7. S'attaquer aux conséquences de la transition sur les finances publiques au moyen d'une planification budgétaire rigoureuse, reposant sur une évaluation des effets directs et indirects des mesures et sur l'introduction d'instruments fiscaux compatibles avec la transition.
8. Accélérer l’innovation au moyen d’une approche axée sur les missions et les résultats pour stimuler le cycle de l'innovation dans son ensemble.
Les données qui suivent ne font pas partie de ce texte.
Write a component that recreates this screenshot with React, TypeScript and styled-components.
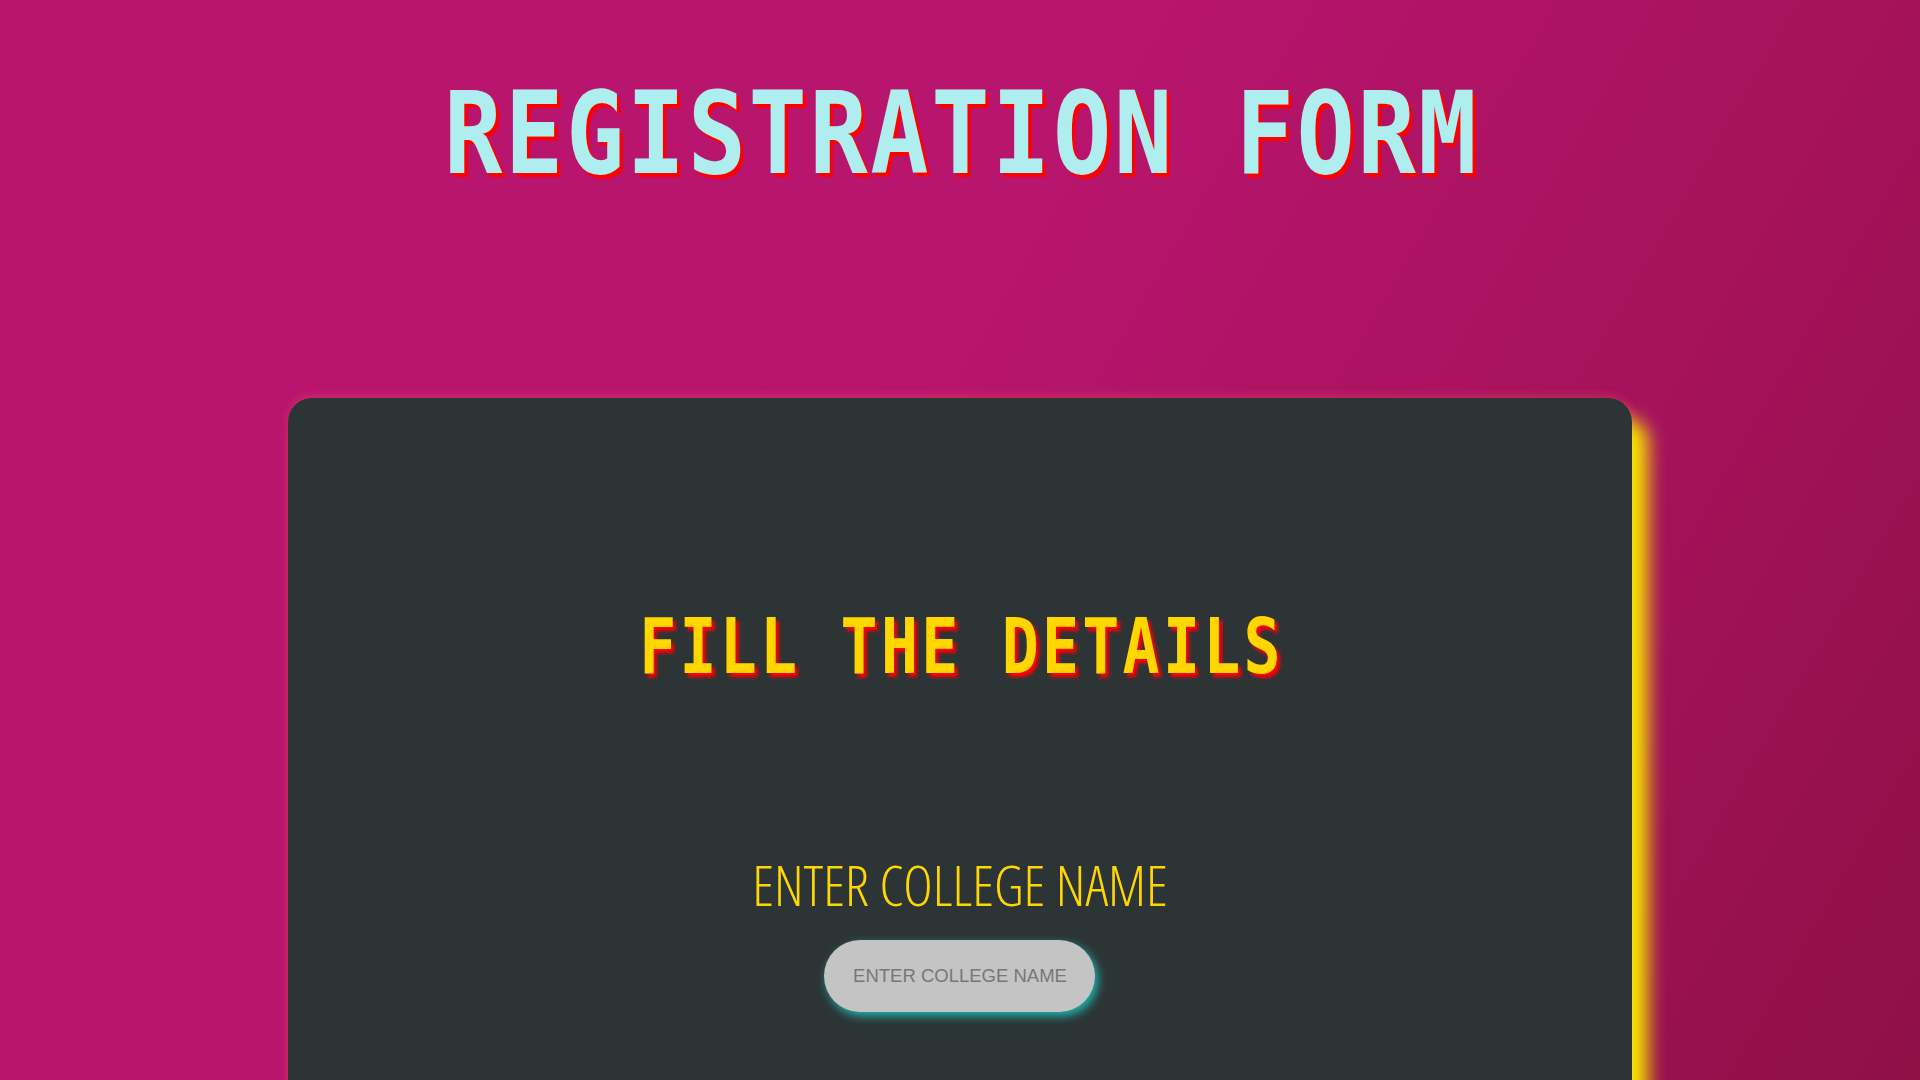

Privilégier des mesures de soutien ciblées en faveur de la première phase du processus d'innovation et de la recherche et développement.
9. Évaluer soigneusement les effets distributifs directs et indirects de l’action climatique ; envisager de multiples solutions de recyclage des recettes et faire appel à une communication efficace, précise, claire et accessible pour informer le public du fonctionnement des mesures.
10. Accompagner l'apparition de nouvelles formes d’emploi en garantissant une flexibilité et une mobilité suffisantes du marché du travail tout en œuvrant pour la qualité des emplois et en protégeant les travailleurs ; repérer les besoins en compétences et les goulets d'étranglement et ériger la montée en compétences ou la reconversion des travailleurs au rang de priorité.
11. Assurer une cohérence plus grande entre les politiques relatives au système financier et les objectifs d’atténuation et d'adaptation, par exemple à travers de meilleures pratiques de marché, en assurant la cohérence des politiques d'investissement, en faisant appel aux instruments en matière de conduite responsable des entreprises et en exploitant le double rôle du secteur de l'assurance, qui est à la fois investisseur et prestataire d'assurance.
12. Faire le choix d'une stratégie globale qui reconnaisse les liens entre l'action climatique et l'action pour le développement, en agissant sur tous les leviers de la coopération pour le développement afin d'élaborer une « approche commune » garantissant l'alignement entre objectifs en matière de développement et objectifs climatiques.